No offense, but your calculations - which are practically nonexistent and seem 'buttered' - are hard to believe due to a series of heroic - however questionable - attempts to thwart a deployed strategy people are exploring using: no specific decks, mathematical probability or statistical analysis, and conclusion what you feel can be done to not necessarily (and effectively) defeat Leyline-based strategies, but rather 'give up' all together and call the deck a day.

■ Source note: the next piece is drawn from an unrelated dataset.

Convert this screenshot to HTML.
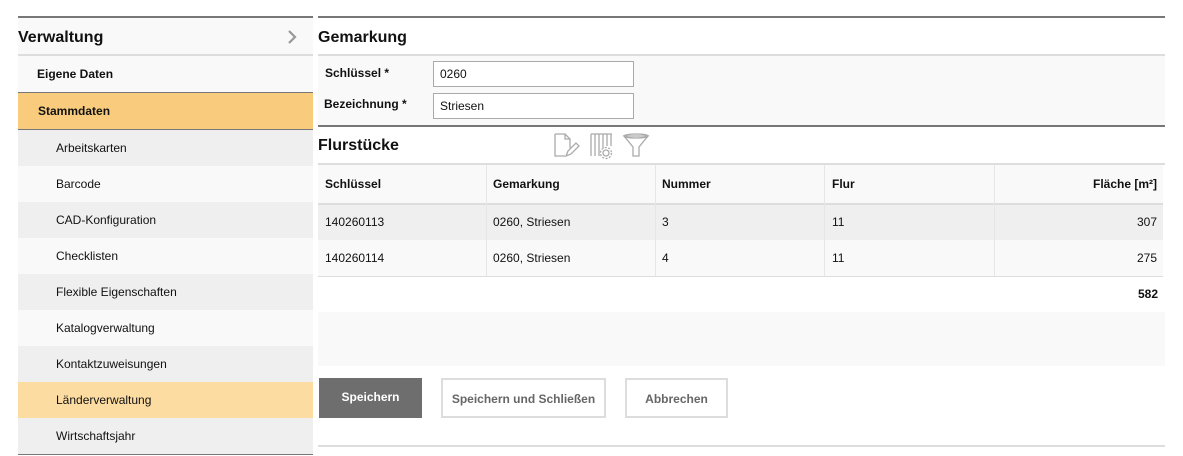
<!DOCTYPE html>
<html><head><meta charset="utf-8"><style>
*{margin:0;padding:0;box-sizing:border-box}
body{width:1183px;height:456px;background:#fff;font-family:"Liberation Sans",Arial,sans-serif;color:#111;position:relative;overflow:hidden}
.a{position:absolute}
.nav{left:18px;width:295px;height:36px;font-size:12px;line-height:36px}
.sub{padding-left:38px}
.th{font-weight:bold}
.cell{position:absolute;font-size:12px;line-height:36px}
.btn{position:absolute;top:378px;height:40px;line-height:38px;font-size:12px;font-weight:bold;text-align:center}
</style></head><body>
<!-- sidebar -->
<div class="a" style="left:18px;top:16px;width:295px;height:2px;background:#777"></div>
<div class="a" style="left:18px;top:18px;width:295px;height:36px;background:#f9f9f9;font-size:16px;font-weight:bold;line-height:39px">Verwaltung</div>
<svg class="a" style="left:286px;top:29px" width="12" height="16" viewBox="0 0 12 16"><path d="M3 2l6 6-6 6" fill="none" stroke="#999" stroke-width="2.2"/></svg>
<div class="a" style="left:18px;top:54px;width:295px;height:2px;background:#ddd"></div>
<div class="a nav" style="top:56px;background:#f9f9f9;font-weight:bold;padding-left:19px">Eigene Daten</div>
<div class="a" style="left:18px;top:92px;width:295px;height:1px;background:#777"></div>
<div class="a nav" style="top:93px;background:#f9cc7d;font-weight:bold;padding-left:20px">Stammdaten</div>
<div class="a" style="left:18px;top:129px;width:295px;height:1px;background:#777"></div>
<div class="a nav sub" style="top:130px;background:#efefef">Arbeitskarten</div>
<div class="a nav sub" style="top:166px;background:#f9f9f9">Barcode</div>
<div class="a nav sub" style="top:202px;background:#efefef">CAD-Konfiguration</div>
<div class="a nav sub" style="top:238px;background:#f9f9f9">Checklisten</div>
<div class="a nav sub" style="top:274px;background:#efefef">Flexible Eigenschaften</div>
<div class="a nav sub" style="top:310px;background:#f9f9f9">Katalogverwaltung</div>
<div class="a nav sub" style="top:346px;background:#efefef">Kontaktzuweisungen</div>
<div class="a nav sub" style="top:382px;background:#fcdca1">Länderverwaltung</div>
<div class="a nav sub" style="top:418px;background:#efefef">Wirtschaftsjahr</div>
<div class="a" style="left:18px;top:454px;width:295px;height:1px;background:#777"></div>
<!-- main -->
<div class="a" style="left:318px;top:16px;width:847px;height:2px;background:#777"></div>
<div class="a" style="left:318px;top:18px;font-size:16px;font-weight:bold;line-height:39px">Gemarkung</div>
<div class="a" style="left:318px;top:54px;width:847px;height:2px;background:#ddd"></div>
<div class="a" style="left:318px;top:56px;width:847px;height:69px;background:#f9f9f9"></div>
<div class="a" style="left:325px;top:66px;font-size:12px;font-weight:bold">Schlüssel *</div>
<div class="a" style="left:324px;top:97px;font-size:12px;font-weight:bold">Bezeichnung *</div>
<div class="a" style="left:433px;top:61px;width:201px;height:26px;border:1px solid #aaa;background:#fff;font-size:12px;line-height:24px;padding-left:6px">0260</div>
<div class="a" style="left:433px;top:93px;width:201px;height:26px;border:1px solid #aaa;background:#fff;font-size:12px;line-height:24px;padding-left:6px">Striesen</div>
<div class="a" style="left:318px;top:125px;width:847px;height:2px;background:#777"></div>
<div class="a" style="left:318px;top:127px;font-size:16px;font-weight:bold;line-height:38px">Flurstücke</div>
<svg class="a" style="left:552px;top:132px" width="100" height="28" viewBox="0 0 100 28" fill="none" stroke="#aaa" stroke-width="1.3">
<path d="M3 2h10l5 5v9M3 2v22h10M13 2v5h5"/><path d="M14 24l2-5 8-8 3 3-8 8z"/>
<path d="M39 2v22M43 2v22M47 2v22M51 2v14M55 2v12M59 2v12M39 2h21"/><circle cx="54" cy="21" r="3"/><circle cx="54" cy="21" r="5.5" stroke-dasharray="2 1.5"/>
<path d="M72 4h24l-9 11v9h-6v-9z"/><ellipse cx="84" cy="4" rx="12" ry="2"/>
</svg>
<div class="a" style="left:318px;top:163px;width:847px;height:2px;background:#ddd"></div>
<div class="a" style="left:318px;top:165px;width:845px;height:38px;background:#f9f9f9"></div>
<div class="a" style="left:318px;top:203px;width:845px;height:2px;background:#ddd"></div>
<div class="a" style="left:318px;top:205px;width:845px;height:35px;background:#efefef"></div>
<div class="a" style="left:318px;top:240px;width:845px;height:36px;background:#f9f9f9"></div>
<div class="a" style="left:318px;top:276px;width:845px;height:1px;background:#ddd"></div>
<div class="a" style="left:486px;top:165px;width:1px;height:111px;background:#e6e6e6"></div>
<div class="a" style="left:655px;top:165px;width:1px;height:111px;background:#e6e6e6"></div>
<div class="a" style="left:824px;top:165px;width:1px;height:111px;background:#e6e6e6"></div>
<div class="a" style="left:994px;top:165px;width:1px;height:111px;background:#e6e6e6"></div>
<div class="cell th" style="left:325px;top:166px">Schlüssel</div>
<div class="cell th" style="left:493px;top:166px">Gemarkung</div>
<div class="cell th" style="left:662px;top:166px">Nummer</div>
<div class="cell th" style="left:832px;top:166px">Flur</div>
<div class="cell th" style="right:26px;top:166px">Fläche [m²]</div>
<div class="cell" style="left:325px;top:204px">140260113</div>
<div class="cell" style="left:493px;top:204px">0260, Striesen</div>
<div class="cell" style="left:662px;top:204px">3</div>
<div class="cell" style="left:832px;top:204px">11</div>
<div class="cell" style="right:26px;top:204px">307</div>
<div class="cell" style="left:325px;top:240px">140260114</div>
<div class="cell" style="left:493px;top:240px">0260, Striesen</div>
<div class="cell" style="left:662px;top:240px">4</div>
<div class="cell" style="left:832px;top:240px">11</div>
<div class="cell" style="right:26px;top:240px">275</div>
<div class="cell th" style="right:25px;top:276px">582</div>
<div class="a" style="left:318px;top:312px;width:847px;height:54px;background:#f9f9f9"></div>
<div class="btn" style="left:319px;width:103px;background:#6e6e6e;color:#fff">Speichern</div>
<div class="btn" style="left:441px;width:165px;border:2px solid #ddd;color:#666">Speichern und Schließen</div>
<div class="btn" style="left:625px;width:103px;border:2px solid #ddd;color:#666">Abbrechen</div>
<div class="a" style="left:318px;top:445px;width:847px;height:2px;background:#ddd"></div>
</body></html>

A failure from my perspective.
Speaking of transformation, this is performing pretty well for me:
Free Beaters:
4 Narcomoeba
4 Bloodghast
4 Ichorid
Discard Outlets:
2 Phantasmagorian
Dredgers:
4 Golgari Grave-Troll
4 Stinkweed Imp
4 Golgari Thug
4 Dakmor Salvage
Graveyard Effects:
4 Dread Return
4 Cabal Therapy
4 Bridge from Below Draw Effects:
4 Street Wraith
4 Gitaxian Probe
4 Urza's Bauble
4 Mishra's Bauble
Dread Return Targets:
1 Flame-Kin Zealot
1 River Kelpie
Sideboard:
4 Vampire Hexmage
4 Dark Depths
4 Urborg, Tomb of Yawgmoth
3 Barren Moor
The transformational plan is: -4 Narcomoeba, -4 Bridge from Below, -1 River Kelpie, -1 Flame-Kin Zealot, -3 Golgari Grave-Troll, -2 Phantasmagorian, +1 Entire Sideboard
Regarding Rausch's deck construction: He had the perfect deck for that tournament, which is brilliant, but now people are packing more Leylines than ever before.
Oh come on Hollywood, you can't be serious.
Just so I can jump into that discussion: How would your transformational SB look like?
This man is a truthspeaker! You deserve a beer - if you see me in Ghent, you may present yourself to me as The Speaker of Truths and I will buy you a beer of choice
I'm just saying I am trying to open your guys' minds up to the opportunity of at least trying to find a correct configuration to help the deck stave off 'auto-losses' - not a euphemism - which should never be acceptable in competitive Magic. I haven't found it yet, but I'm working trying to find it.
I'll accept the fact the deck cannot have a sideboard configuration setup to help against Leyline or similar strategies until I've thoroughly tested it, which I'm still in the process of doing. Until then, I'm not going to give up without trying.